Bordered by eight countries and several seas, Turkey is an independent Turkic state with an ancient cultural heritage that began when Turks migrated to the current Erasian republic in the 11th century. In fact, it the Anatolian peninsula is one of the oldest continuously inhabited regions in the world from the settlement of Troy in the Neolithic age to the capital of the Byzantine Empire after the fall of the Roman Empire.
Today, Turkey's rich ruins and stately architecture has earned it nine UNESCO World Heritage Sites, none of which the adventurous traveler should miss.
1. Archaeological site of Troy (1998) - Legendary city in Anatolia, best known for the Trojan War as described in Homer's epic the Iliad. During the Bronz Age, it was a flourishing mercantile city. Legend aside, modern excavations now identify the hill of New Ilium as the site of ancient Troy.
2. City of Safranbolu (1994) - The name comes from 'saffron,' since Safranbolu, in the Black Sea region, was a trading place and a center for growing saffron. It was added to the list of UNESCO World Heritage sites due to its well-preserved Ottoman era architecture. The Old Town boasts numerous mosques, tombs, baths, fountains, bridges and mounds of ancient settlements.
3. Ancient Istanbul - Earlier known as Byzantium and Constantinople, it is the second largest city in the world, the largest metorpolitan city in Europe and the cultural, economic, and financial centre of Turkey.
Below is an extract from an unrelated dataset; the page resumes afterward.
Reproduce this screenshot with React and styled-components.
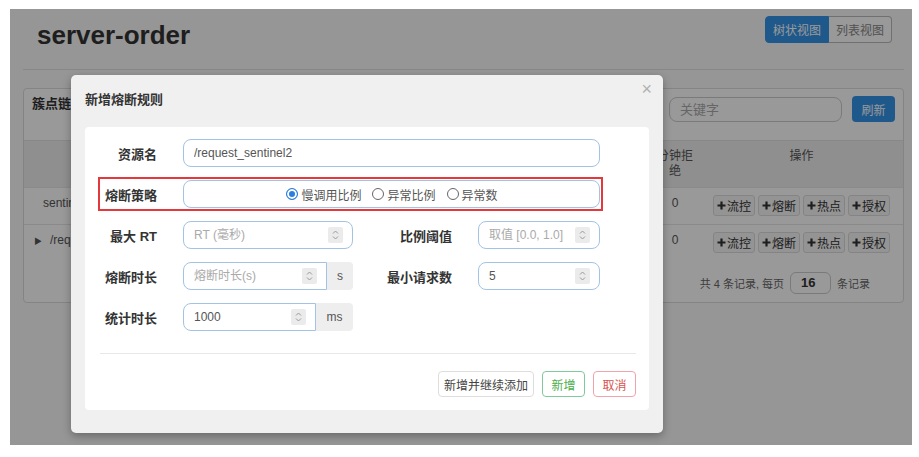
import React from "react";
import styled, { createGlobalStyle, css } from "styled-components";

const GlobalStyle = createGlobalStyle`
  html, body { margin: 0; padding: 0; background: #fff; }
  body {
    font-family: "Liberation Sans", "Noto Sans CJK SC", sans-serif;
    color: #333;
  }
  * { box-sizing: border-box; }
`;

const Frame = styled.div`
  position: relative;
  width: 902px;
  height: 436px;
  margin: 9px 0 0 10px;
  overflow: hidden;
  background: #fafafa;
  padding: 0 8px 0 13px;
`;

const TopBar = styled.header`
  display: flex;
  justify-content: space-between;
  align-items: flex-start;
  height: 61px;
  padding: 0 12px 0 14px;
  border-bottom: 1px solid #e2e2e2;
`;

const Title = styled.h1`
  margin: 13px 0 0;
  font-size: 26px;
  line-height: 26px;
  font-weight: 700;
  color: #333;
`;

const Toggle = styled.div`
  display: flex;
  margin-top: 7px;
`;

const ToggleButton = styled.button`
  height: 27px;
  padding: 0 7px;
  font: 12px "Liberation Sans", "Noto Sans CJK SC", sans-serif;
  border: 1px solid ${p => (p.$active ? "#3494e8" : "#bbb")};
  background: ${p => (p.$active ? "#3494e8" : "#fff")};
  color: ${p => (p.$active ? "#fff" : "#888")};
  &:first-child { border-radius: 4px 0 0 4px; }
  &:last-child { border-radius: 0 4px 4px 0; border-left: none; }
`;

const Panel = styled.section`
  margin-top: 18px;
  background: #fff;
  border: 1px solid #dcdcdc;
  border-radius: 4px;
`;

const PanelHeader = styled.div`
  display: flex;
  align-items: flex-start;
  height: 51px;
  padding: 0 8px;
`;

const PanelTitle = styled.div`
  margin-top: 8px;
  font-size: 13px;
  line-height: 14px;
  font-weight: 700;
  color: #333;
`;

const Search = styled.input`
  margin: 8px 0 0 auto;
  width: 173px;
  height: 25px;
  padding: 0 10px;
  border: 1px solid #ccc;
  border-radius: 8px;
  font: 13px "Liberation Sans", "Noto Sans CJK SC", sans-serif;
  &::placeholder { color: #aaa; }
`;

const RefreshButton = styled.button`
  margin: 7px 0 0 10px;
  height: 26px;
  width: 43px;
  padding: 0;
  border: none;
  border-radius: 4px;
  background: #3494e8;
  color: #fff;
  font: 12px "Liberation Sans", "Noto Sans CJK SC", sans-serif;
`;

const Table = styled.table`
  width: 100%;
  border-collapse: collapse;
  table-layout: fixed;
  font-size: 12px;
  color: #555;

  th, td {
    padding: 8px 4px;
    line-height: 15px;
    vertical-align: top;
    text-align: center;
    overflow: hidden;
    white-space: nowrap;
  }
  th {
    height: 46px;
    background: #efefef;
    font-weight: normal;
    white-space: normal;
    border-top: 1px solid #e3e3e3;
  }
  td {
    height: 37px;
    border-top: 1px solid #e6e6e6;
  }
`;

const ResourceCell = styled.td`
  && {
    text-align: left;
    padding-left: ${p => (p.$tree ? "10px" : "19px")};
  }
`;

const Caret = styled.span`
  font-size: 8px;
  margin-right: 8px;
  color: #555;
`;

const OpsCell = styled.td`
  && { padding-top: 7px; }
`;

const Ops = styled.div`
  display: flex;
  justify-content: center;
  gap: 3px;
`;

const OpButton = styled.button`
  display: flex;
  align-items: center;
  gap: 1px;
  height: 21px;
  padding: 0 3px;
  border: 1px solid #ddd;
  border-radius: 3px;
  background: #f7f7f7;
  color: #333;
  font: 12px "Liberation Sans", "Noto Sans CJK SC", sans-serif;
`;

const Pager = styled.div`
  display: flex;
  justify-content: flex-end;
  align-items: center;
  gap: 6px;
  padding: 10px 33px 8px 0;
  font-size: 11px;
  color: #666;
`;

const PageSize = styled.input`
  width: 41px;
  height: 22px;
  padding: 0 10px;
  border: 1px solid #ccc;
  border-radius: 6px;
  font: bold 13px "Liberation Sans", sans-serif;
  color: #333;
`;

const Overlay = styled.div`
  position: absolute;
  inset: 0;
  background: rgba(0, 0, 0, 0.4);
`;

const Modal = styled.div`
  position: absolute;
  left: 61px;
  top: 66px;
  width: 592px;
  height: 358px;
  background: #f0f0f0;
  border-radius: 5px;
  box-shadow: 0 3px 9px rgba(0, 0, 0, 0.3);
`;

const ModalHeader = styled.div`
  display: flex;
  justify-content: space-between;
  align-items: flex-start;
  height: 52px;
  padding: 0 11px 0 14px;
`;

const ModalTitle = styled.h4`
  margin: 17px 0 0;
  font-size: 13px;
  line-height: 16px;
  font-weight: 700;
  color: #333;
`;

const Close = styled.button`
  margin-top: 5px;
  padding: 0;
  border: none;
  background: none;
  font: 18px/18px "Liberation Sans", sans-serif;
  color: #b0b0b0;
`;

const Card = styled.div`
  margin: 0 14px;
  height: 283px;
  padding: 12px 0 13px;
  background: #fff;
  border-radius: 4px;
`;

const Form = styled.div`
  display: flex;
  flex-direction: column;
  gap: 13px;
`;

const Row = styled.div`
  position: relative;
  display: grid;
  grid-template-columns: 72px 170px 73px 122px;
  column-gap: 26px;
  align-items: center;
  height: 28px;

  ${p =>
    p.$highlight &&
    css`
      &::after {
        content: "";
        position: absolute;
        left: 13px;
        right: 46px;
        top: -3px;
        bottom: -3px;
        border: 2px solid #e4393c;
        pointer-events: none;
      }
    `}
`;

const Label = styled.label`
  text-align: right;
  font-size: 13px;
  font-weight: 700;
  color: #333;
  white-space: nowrap;
`;

const Field = styled.div`
  display: flex;
  align-items: center;
  height: 28px;
  padding: 0 9px 0 10px;
  border: 1px solid #a3c3e4;
  border-radius: ${p => (p.$grouped ? "8px 0 0 8px" : "8px")};
  background: #fff;
  ${p => p.$wide && css`grid-column: 2 / -1;`}
  ${p => p.$center && css`justify-content: center;`}
`;

const TextInput = styled.input`
  flex: 1;
  min-width: 0;
  padding: 0;
  border: none;
  outline: none;
  background: transparent;
  font: 12px "Liberation Sans", "Noto Sans CJK SC", sans-serif;
  color: #555;
  &::placeholder { color: #aaa; }
`;

const SpinBox = styled.span`
  display: flex;
  width: 15px;
  height: 16px;
  background: #ebebeb;
  border-radius: 2px;
`;

const Group = styled.div`
  display: flex;
  > ${Field} { width: ${p => p.$inputWidth}px; }
`;

const Addon = styled.span`
  flex: 1;
  display: flex;
  align-items: center;
  justify-content: center;
  height: 28px;
  background: #eee;
  border-radius: 0 4px 4px 0;
  font-size: 12px;
  color: #555;
`;

const Radios = styled.div`
  display: flex;
  align-items: center;
  gap: 11px;
`;

const RadioOption = styled.span`
  display: flex;
  align-items: center;
  gap: 3px;
  font-size: 12px;
  color: #555;
`;

const RadioDot = styled.span`
  width: 12px;
  height: 12px;
  border-radius: 50%;
  ${p =>
    p.$checked
      ? css`
          border: 1.5px solid #2b7de0;
          background: #2b7de0;
          box-shadow: inset 0 0 0 2px #fff;
        `
      : css`
          border: 1px solid #666;
          background: #fff;
        `}
`;

const Footer = styled.div`
  display: flex;
  justify-content: flex-end;
  gap: 8px;
  margin: 22px 13px 0 15px;
  padding-top: 17px;
  border-top: 1px solid #e8e8e8;
`;

const variants = {
  default: css`border-color: #ddd; color: #444;`,
  success: css`border-color: #80c99a; color: #4cae4c;`,
  danger: css`border-color: #f0a3ab; color: #d9534f;`,
};

const Button = styled.button`
  height: 26px;
  min-width: 43px;
  padding: 0 5px;
  border: 1px solid;
  border-radius: 4px;
  background: #fff;
  font: 12px "Liberation Sans", "Noto Sans CJK SC", sans-serif;
  ${p => variants[p.$variant || "default"]}
`;

const Spinner = () => (
  <SpinBox>
    <svg width="15" height="16" viewBox="0 0 15 16">
      <path d="M5 6.5 L7.5 4 L10 6.5" fill="none" stroke="#999" strokeWidth="1" />
      <path d="M5 9.5 L7.5 12 L10 9.5" fill="none" stroke="#999" strokeWidth="1" />
    </svg>
  </SpinBox>
);

const Plus = () => (
  <svg width="9" height="9" viewBox="0 0 9 9">
    <path d="M4.5 0.5v8M0.5 4.5h8" stroke="#333" strokeWidth="2.2" />
  </svg>
);

const NumberField = ({ value, placeholder, grouped }) => (
  <Field $grouped={grouped}>
    <TextInput defaultValue={value} placeholder={placeholder} />
    <Spinner />
  </Field>
);

const opNames = ["流控", "熔断", "热点", "授权"];

const OpCell = () => (
  <OpsCell>
    <Ops>
      {opNames.map(n => (
        <OpButton key={n}>
          <Plus />
          {n}
        </OpButton>
      ))}
    </Ops>
  </OpsCell>
);

// columns between the resource name and the reject count sit under the dialog
const HiddenCells = () => (
  <>
    <td />
    <td />
    <td />
    <td />
  </>
);

export default function App() {
  return (
    <>
      <GlobalStyle />
      <Frame>
        <TopBar>
          <Title>server-order</Title>
          <Toggle>
            <ToggleButton $active>树状视图</ToggleButton>
            <ToggleButton>列表视图</ToggleButton>
          </Toggle>
        </TopBar>

        <Panel>
          <PanelHeader>
            <PanelTitle>簇点链路</PanelTitle>
            <Search placeholder="关键字" />
            <RefreshButton>刷新</RefreshButton>
          </PanelHeader>
          <Table>
            <colgroup>
              <col style={{ width: 190 }} />
              <col />
              <col />
              <col />
              <col />
              <col style={{ width: 50 }} />
              <col style={{ width: 203 }} />
            </colgroup>
            <thead>
              <tr>
                <th />
                <th />
                <th />
                <th />
                <th />
                <th>分钟拒绝</th>
                <th>操作</th>
              </tr>
            </thead>
            <tbody>
              <tr>
                <ResourceCell>sentinel_default_context</ResourceCell>
                <HiddenCells />
                <td>0</td>
                <OpCell />
              </tr>
              <tr>
                <ResourceCell $tree>
                  <Caret>▶</Caret>/request_sentinel2
                </ResourceCell>
                <HiddenCells />
                <td>0</td>
                <OpCell />
              </tr>
            </tbody>
          </Table>
          <Pager>
            <span>共 4 条记录, 每页</span>
            <PageSize defaultValue="16" />
            <span>条记录</span>
          </Pager>
        </Panel>

        <Overlay />

        <Modal>
          <ModalHeader>
            <ModalTitle>新增熔断规则</ModalTitle>
            <Close>×</Close>
          </ModalHeader>
          <Card>
            <Form>
              <Row>
                <Label>资源名</Label>
                <Field $wide>
                  <TextInput defaultValue="/request_sentinel2" />
                </Field>
              </Row>
              <Row $highlight>
                <Label>熔断策略</Label>
                <Field $wide $center>
                  <Radios>
                    <RadioOption>
                      <RadioDot $checked />
                      慢调用比例
                    </RadioOption>
                    <RadioOption>
                      <RadioDot />
                      异常比例
                    </RadioOption>
                    <RadioOption>
                      <RadioDot />
                      异常数
                    </RadioOption>
                  </Radios>
                </Field>
              </Row>
              <Row>
                <Label>最大 RT</Label>
                <NumberField placeholder="RT (毫秒)" />
                <Label>比例阈值</Label>
                <NumberField placeholder="取值 [0.0, 1.0]" />
              </Row>
              <Row>
                <Label>熔断时长</Label>
                <Group $inputWidth={144}>
                  <NumberField grouped placeholder="熔断时长(s)" />
                  <Addon>s</Addon>
                </Group>
                <Label>最小请求数</Label>
                <NumberField value="5" />
              </Row>
              <Row>
                <Label>统计时长</Label>
                <Group $inputWidth={133}>
                  <NumberField grouped value="1000" />
                  <Addon>ms</Addon>
                </Group>
              </Row>
            </Form>
            <Footer>
              <Button>新增并继续添加</Button>
              <Button $variant="success">新增</Button>
              <Button $variant="danger">取消</Button>
            </Footer>
          </Card>
        </Modal>
      </Frame>
    </>
  );
}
It extends both on the European (Thrace) and on the Asian (Anatolia) sides of the Bosphorus, making it the only metropolis in the world that is situated on two continents. This alpha world city boasts innumerable museums, universities, theaters, hamams, night-life, shopping, architecture and festivals, making it a classic international destination.
4. Nemrut Dağ (1987) - Nemrut is a 7,001-foot high mountain in the southeast, notable for several large statues (many beheaded and unrestored) on the summit, erected around what is assumed to be a royal tomb from the 1st century BC. The nearby town of Adıyaman is a popular place for day trips to the site by bus, car or helicopter.
5. Hattusa (1986) - This was the capital of the Hittite Empire in the late Bronze Age. It was located near modern Boğazkale, within the great loop of the Kızıl River and was surrounded by agricultural fields, hill lands for pastures, and woods. The earliest traces of settlement on the site are from the 6 BC and the famous Lion Gate is now a popular tourist stop.